### Task brief:
Retype, please, the listing from its opening line through the line that contains "const HEAD = ['伝票№', '日付', '担当者', '型番', '単価', '数量', '売上金額'];", both included, without the pictures.

### Material provided:
_____
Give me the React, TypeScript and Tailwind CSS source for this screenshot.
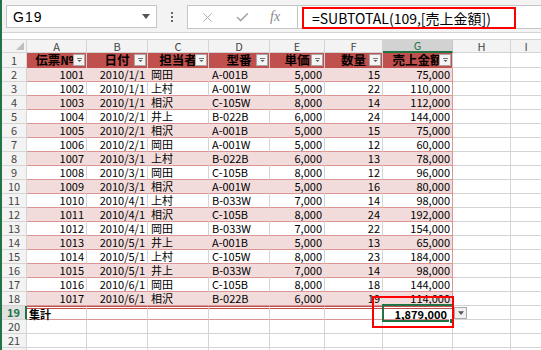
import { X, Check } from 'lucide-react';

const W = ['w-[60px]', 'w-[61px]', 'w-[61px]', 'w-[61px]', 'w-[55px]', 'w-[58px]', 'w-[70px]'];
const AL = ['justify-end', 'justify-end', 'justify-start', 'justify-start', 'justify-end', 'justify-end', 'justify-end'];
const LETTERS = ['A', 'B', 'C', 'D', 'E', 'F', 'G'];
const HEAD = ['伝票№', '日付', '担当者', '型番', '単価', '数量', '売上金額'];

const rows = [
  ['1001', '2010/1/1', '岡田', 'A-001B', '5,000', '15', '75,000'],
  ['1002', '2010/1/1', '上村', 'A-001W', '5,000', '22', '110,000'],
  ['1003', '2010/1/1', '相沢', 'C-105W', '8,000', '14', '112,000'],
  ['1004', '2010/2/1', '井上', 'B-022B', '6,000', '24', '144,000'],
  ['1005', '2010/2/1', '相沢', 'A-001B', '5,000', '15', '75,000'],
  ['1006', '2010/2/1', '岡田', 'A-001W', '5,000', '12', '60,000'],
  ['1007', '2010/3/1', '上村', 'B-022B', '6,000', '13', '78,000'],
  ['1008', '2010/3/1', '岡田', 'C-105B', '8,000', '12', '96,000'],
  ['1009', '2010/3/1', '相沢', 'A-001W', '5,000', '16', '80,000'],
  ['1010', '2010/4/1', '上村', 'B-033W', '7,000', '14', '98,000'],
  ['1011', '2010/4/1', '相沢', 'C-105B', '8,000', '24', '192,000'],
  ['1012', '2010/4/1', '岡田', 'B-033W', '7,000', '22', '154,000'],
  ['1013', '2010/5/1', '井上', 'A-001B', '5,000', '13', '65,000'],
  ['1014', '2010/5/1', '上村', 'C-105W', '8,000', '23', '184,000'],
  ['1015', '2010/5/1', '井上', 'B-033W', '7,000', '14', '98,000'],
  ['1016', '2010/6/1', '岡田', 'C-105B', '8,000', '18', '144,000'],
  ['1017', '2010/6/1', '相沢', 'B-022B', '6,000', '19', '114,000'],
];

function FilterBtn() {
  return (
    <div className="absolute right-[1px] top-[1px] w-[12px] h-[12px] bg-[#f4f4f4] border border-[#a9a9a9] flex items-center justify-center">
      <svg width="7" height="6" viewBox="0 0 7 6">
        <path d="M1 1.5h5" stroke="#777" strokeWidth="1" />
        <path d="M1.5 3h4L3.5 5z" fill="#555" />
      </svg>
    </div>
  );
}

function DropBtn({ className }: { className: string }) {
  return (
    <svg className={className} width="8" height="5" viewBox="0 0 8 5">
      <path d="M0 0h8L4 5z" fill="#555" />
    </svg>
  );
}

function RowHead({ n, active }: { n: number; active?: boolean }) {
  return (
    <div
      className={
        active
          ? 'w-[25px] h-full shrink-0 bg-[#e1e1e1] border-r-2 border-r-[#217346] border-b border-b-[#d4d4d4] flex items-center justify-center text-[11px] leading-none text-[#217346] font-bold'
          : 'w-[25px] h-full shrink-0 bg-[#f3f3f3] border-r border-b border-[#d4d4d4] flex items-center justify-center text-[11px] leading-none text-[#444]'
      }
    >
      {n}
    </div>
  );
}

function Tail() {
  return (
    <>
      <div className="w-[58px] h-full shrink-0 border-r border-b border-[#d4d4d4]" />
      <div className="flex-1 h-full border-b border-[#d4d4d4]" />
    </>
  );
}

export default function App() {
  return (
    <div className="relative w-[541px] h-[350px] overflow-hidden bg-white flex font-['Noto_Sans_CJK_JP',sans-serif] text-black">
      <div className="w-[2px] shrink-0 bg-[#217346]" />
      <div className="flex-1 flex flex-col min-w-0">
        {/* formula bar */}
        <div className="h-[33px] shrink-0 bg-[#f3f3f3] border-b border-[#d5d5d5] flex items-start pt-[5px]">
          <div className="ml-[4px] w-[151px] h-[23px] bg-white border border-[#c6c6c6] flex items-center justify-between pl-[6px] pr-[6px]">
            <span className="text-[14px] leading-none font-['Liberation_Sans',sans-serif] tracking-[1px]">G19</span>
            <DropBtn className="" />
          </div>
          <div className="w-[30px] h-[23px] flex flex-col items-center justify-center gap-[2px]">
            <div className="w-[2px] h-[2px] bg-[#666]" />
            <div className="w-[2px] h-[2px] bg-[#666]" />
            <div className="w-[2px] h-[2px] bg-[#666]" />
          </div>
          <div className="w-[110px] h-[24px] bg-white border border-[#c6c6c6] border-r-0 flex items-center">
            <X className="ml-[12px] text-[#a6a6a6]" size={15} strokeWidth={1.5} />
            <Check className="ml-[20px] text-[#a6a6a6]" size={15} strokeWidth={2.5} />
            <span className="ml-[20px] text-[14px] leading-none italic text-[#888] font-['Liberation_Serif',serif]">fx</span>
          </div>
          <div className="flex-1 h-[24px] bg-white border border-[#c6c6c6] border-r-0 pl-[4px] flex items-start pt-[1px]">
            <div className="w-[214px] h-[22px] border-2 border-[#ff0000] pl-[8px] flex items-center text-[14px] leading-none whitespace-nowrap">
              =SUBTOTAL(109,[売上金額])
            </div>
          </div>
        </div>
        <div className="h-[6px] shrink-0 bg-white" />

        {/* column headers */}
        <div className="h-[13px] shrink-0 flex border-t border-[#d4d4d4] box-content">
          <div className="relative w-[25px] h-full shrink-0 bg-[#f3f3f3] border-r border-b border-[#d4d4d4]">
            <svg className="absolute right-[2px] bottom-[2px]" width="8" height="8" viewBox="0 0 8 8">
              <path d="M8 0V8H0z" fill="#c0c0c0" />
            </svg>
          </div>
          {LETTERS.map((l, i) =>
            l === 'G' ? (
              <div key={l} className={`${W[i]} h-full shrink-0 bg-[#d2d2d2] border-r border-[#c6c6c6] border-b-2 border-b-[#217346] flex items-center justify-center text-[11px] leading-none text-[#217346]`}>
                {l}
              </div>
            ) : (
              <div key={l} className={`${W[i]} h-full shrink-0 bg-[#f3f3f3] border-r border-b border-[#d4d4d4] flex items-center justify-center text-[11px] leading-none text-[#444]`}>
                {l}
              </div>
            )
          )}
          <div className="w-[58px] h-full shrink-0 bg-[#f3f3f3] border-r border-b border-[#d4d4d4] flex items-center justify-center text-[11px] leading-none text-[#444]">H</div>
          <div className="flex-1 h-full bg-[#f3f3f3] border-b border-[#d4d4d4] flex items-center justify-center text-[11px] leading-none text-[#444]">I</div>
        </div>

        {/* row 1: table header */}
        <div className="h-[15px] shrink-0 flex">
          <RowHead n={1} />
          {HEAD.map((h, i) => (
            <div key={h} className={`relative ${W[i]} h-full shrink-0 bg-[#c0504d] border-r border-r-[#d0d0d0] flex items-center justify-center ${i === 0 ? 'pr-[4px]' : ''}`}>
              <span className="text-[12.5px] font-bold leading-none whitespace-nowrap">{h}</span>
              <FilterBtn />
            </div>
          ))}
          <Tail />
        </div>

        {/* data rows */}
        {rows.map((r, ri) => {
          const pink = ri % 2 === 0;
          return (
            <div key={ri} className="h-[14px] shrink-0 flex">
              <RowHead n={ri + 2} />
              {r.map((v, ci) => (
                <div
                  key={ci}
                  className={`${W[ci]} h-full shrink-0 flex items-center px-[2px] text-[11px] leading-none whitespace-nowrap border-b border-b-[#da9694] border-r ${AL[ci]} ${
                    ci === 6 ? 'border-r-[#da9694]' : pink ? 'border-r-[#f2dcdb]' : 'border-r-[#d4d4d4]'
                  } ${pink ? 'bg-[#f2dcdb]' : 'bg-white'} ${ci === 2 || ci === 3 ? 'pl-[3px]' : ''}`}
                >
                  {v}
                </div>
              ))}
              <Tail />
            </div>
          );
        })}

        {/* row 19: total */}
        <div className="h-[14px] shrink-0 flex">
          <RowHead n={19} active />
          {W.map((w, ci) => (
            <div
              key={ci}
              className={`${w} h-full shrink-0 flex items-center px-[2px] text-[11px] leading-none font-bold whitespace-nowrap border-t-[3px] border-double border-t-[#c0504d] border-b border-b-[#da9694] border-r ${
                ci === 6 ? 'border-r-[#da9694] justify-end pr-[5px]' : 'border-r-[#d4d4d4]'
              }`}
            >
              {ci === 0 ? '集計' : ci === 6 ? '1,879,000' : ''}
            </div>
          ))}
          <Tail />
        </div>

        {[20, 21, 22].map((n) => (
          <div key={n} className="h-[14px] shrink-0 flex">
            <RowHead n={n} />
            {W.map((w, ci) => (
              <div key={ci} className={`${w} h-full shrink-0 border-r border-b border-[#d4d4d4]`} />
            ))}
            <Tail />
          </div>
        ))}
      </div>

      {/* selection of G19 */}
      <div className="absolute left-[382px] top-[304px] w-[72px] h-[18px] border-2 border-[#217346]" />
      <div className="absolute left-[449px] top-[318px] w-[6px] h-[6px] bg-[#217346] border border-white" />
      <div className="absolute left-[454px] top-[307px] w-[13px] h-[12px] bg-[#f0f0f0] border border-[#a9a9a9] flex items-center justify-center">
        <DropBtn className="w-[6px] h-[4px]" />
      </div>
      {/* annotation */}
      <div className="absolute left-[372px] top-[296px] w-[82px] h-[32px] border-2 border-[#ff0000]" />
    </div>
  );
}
_____
### Exercise response:
Give me the React, TypeScript and Tailwind CSS source for this screenshot.
import { X, Check } from 'lucide-react';

const W = ['w-[60px]', 'w-[61px]', 'w-[61px]', 'w-[61px]', 'w-[55px]', 'w-[58px]', 'w-[70px]'];
const AL = ['justify-end', 'justify-end', 'justify-start', 'justify-start', 'justify-end', 'justify-end', 'justify-end'];
const LETTERS = ['A', 'B', 'C', 'D', 'E', 'F', 'G'];
const HEAD = ['伝票№', '日付', '担当者', '型番', '単価', '数量', '売上金額'];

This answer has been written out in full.